§ Direction
Without the pictures, give the entries below again exactly as written.

§ Dataset
══════════

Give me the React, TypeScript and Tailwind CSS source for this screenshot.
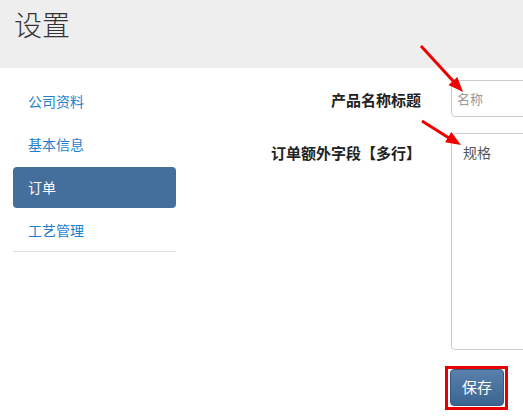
const font = { fontFamily: '"Noto Sans CJK SC", "Noto Sans", sans-serif' };

const navItems = ["公司资料", "基本信息", "订单", "工艺管理"];

const App = () => {
  const active = "订单";

  return (
    <div className="relative w-[523px] h-[416px] overflow-hidden bg-white text-[#333]" style={font}>
      <div className="h-[68px] bg-[#eeeeee] pl-[14px] pt-[6px]">
        <h1 className="text-[28px] leading-[36px] font-light text-[#333]">设置</h1>
      </div>

      <div className="flex">
        <ul className="ml-[13px] mt-[13px] w-[163px] shrink-0 self-start flex flex-col gap-[2px] border-b border-[#dddddd]">
          {navItems.map((item) => (
            <li
              key={item}
              className={
                item === active
                  ? "h-[41px] flex items-center pl-[15px] rounded-[4px] bg-[#446e9b] text-white text-[14px]"
                  : "h-[41px] flex items-center pl-[15px] text-[#1f7fcf] text-[14px]"
              }
            >
              {item}
            </li>
          ))}
        </ul>

        <div className="pt-[12px] grid grid-cols-[245px_240px] gap-x-[30px] gap-y-[16px] shrink-0">
          <label className="text-right pt-[10px] text-[15px] leading-[20px] font-bold text-[#222]">
            产品名称标题
          </label>
          <input
            className="h-[37px] w-[240px] border border-[#cccccc] rounded-[4px] pl-[5px] text-[13px] text-[#555] placeholder:text-[#999] outline-none"
            placeholder="名称"
            style={font}
          />

          <label className="text-right pt-[10px] text-[15px] leading-[20px] font-bold text-[#222]">
            订单额外字段【多行】
          </label>
          <textarea
            className="h-[217px] w-[240px] border border-[#cccccc] rounded-[4px] pl-[11px] pt-[8px] text-[14px] leading-[20px] text-[#555] resize-none outline-none"
            defaultValue="规格"
            style={font}
          />

          <div />
          <div>
            <div className="ml-[-6px] inline-block border-[3px] border-[#e60000] pl-[2px] pr-[1px] pb-[1px]">
              <button className="h-[37px] w-[54px] rounded-[4px] border border-[#355a81] bg-gradient-to-b from-[#5a80ac] to-[#3b6591] text-white text-[15px]">
                保存
              </button>
            </div>
          </div>
        </div>
      </div>

      <svg className="absolute inset-0 pointer-events-none" width="523" height="416">
        <line x1="421" y1="46" x2="454" y2="82" stroke="#ee0000" strokeWidth="3" />
        <polygon points="463,92 448.5,84.9 457.3,76.9" fill="#ee0000" />
        <line x1="422" y1="121" x2="449" y2="138" stroke="#ee0000" strokeWidth="3" />
        <polygon points="461,145 445.1,142.2 451.3,132" fill="#ee0000" />
      </svg>
    </div>
  );
};

export default App;
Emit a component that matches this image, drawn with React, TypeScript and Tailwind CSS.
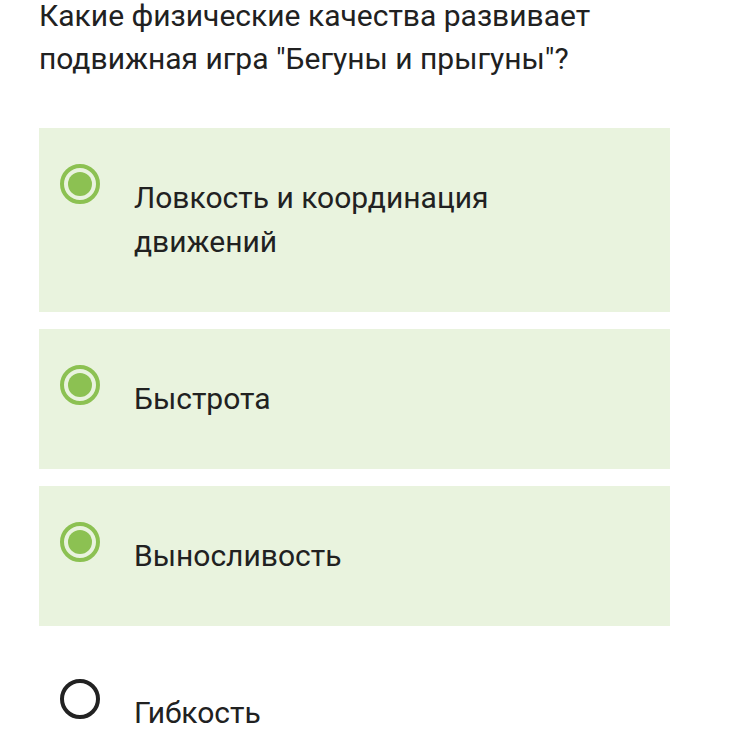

══════════

§ Solution below
Give me the React, TypeScript and Tailwind CSS source for this screenshot.
const font = { fontFamily: '"Noto Sans CJK SC", "Noto Sans", sans-serif' };

const navItems = ["公司资料", "基本信息", "订单", "工艺管理"];

const App = () => {
  const active = "订单";

  return (
    <div className="relative w-[523px] h-[416px] overflow-hidden bg-white text-[#333]" style={font}>
      <div className="h-[68px] bg-[#eeeeee] pl-[14px] pt-[6px]">
        <h1 className="text-[28px] leading-[36px] font-light text-[#333]">设置</h1>
      </div>

      <div className="flex">
        <ul className="ml-[13px] mt-[13px] w-[163px] shrink-0 self-start flex flex-col gap-[2px] border-b border-[#dddddd]">
          {navItems.map((item) => (
            <li
              key={item}
              className={
                item === active
                  ? "h-[41px] flex items-center pl-[15px] rounded-[4px] bg-[#446e9b] text-white text-[14px]"
                  : "h-[41px] flex items-center pl-[15px] text-[#1f7fcf] text-[14px]"
              }
            >
              {item}
            </li>
          ))}
        </ul>

        <div className="pt-[12px] grid grid-cols-[245px_240px] gap-x-[30px] gap-y-[16px] shrink-0">
          <label className="text-right pt-[10px] text-[15px] leading-[20px] font-bold text-[#222]">
            产品名称标题
          </label>
          <input
            className="h-[37px] w-[240px] border border-[#cccccc] rounded-[4px] pl-[5px] text-[13px] text-[#555] placeholder:text-[#999] outline-none"
            placeholder="名称"
            style={font}
          />

          <label className="text-right pt-[10px] text-[15px] leading-[20px] font-bold text-[#222]">
            订单额外字段【多行】
          </label>
          <textarea
            className="h-[217px] w-[240px] border border-[#cccccc] rounded-[4px] pl-[11px] pt-[8px] text-[14px] leading-[20px] text-[#555] resize-none outline-none"
            defaultValue="规格"
            style={font}
          />

          <div />
          <div>
            <div className="ml-[-6px] inline-block border-[3px] border-[#e60000] pl-[2px] pr-[1px] pb-[1px]">
              <button className="h-[37px] w-[54px] rounded-[4px] border border-[#355a81] bg-gradient-to-b from-[#5a80ac] to-[#3b6591] text-white text-[15px]">
                保存
              </button>
            </div>
          </div>
        </div>
      </div>

      <svg className="absolute inset-0 pointer-events-none" width="523" height="416">
        <line x1="421" y1="46" x2="454" y2="82" stroke="#ee0000" strokeWidth="3" />
        <polygon points="463,92 448.5,84.9 457.3,76.9" fill="#ee0000" />
        <line x1="422" y1="121" x2="449" y2="138" stroke="#ee0000" strokeWidth="3" />
        <polygon points="461,145 445.1,142.2 451.3,132" fill="#ee0000" />
      </svg>
    </div>
  );
};

export default App;
Emit a component that matches this image, drawn with React, TypeScript and Tailwind CSS.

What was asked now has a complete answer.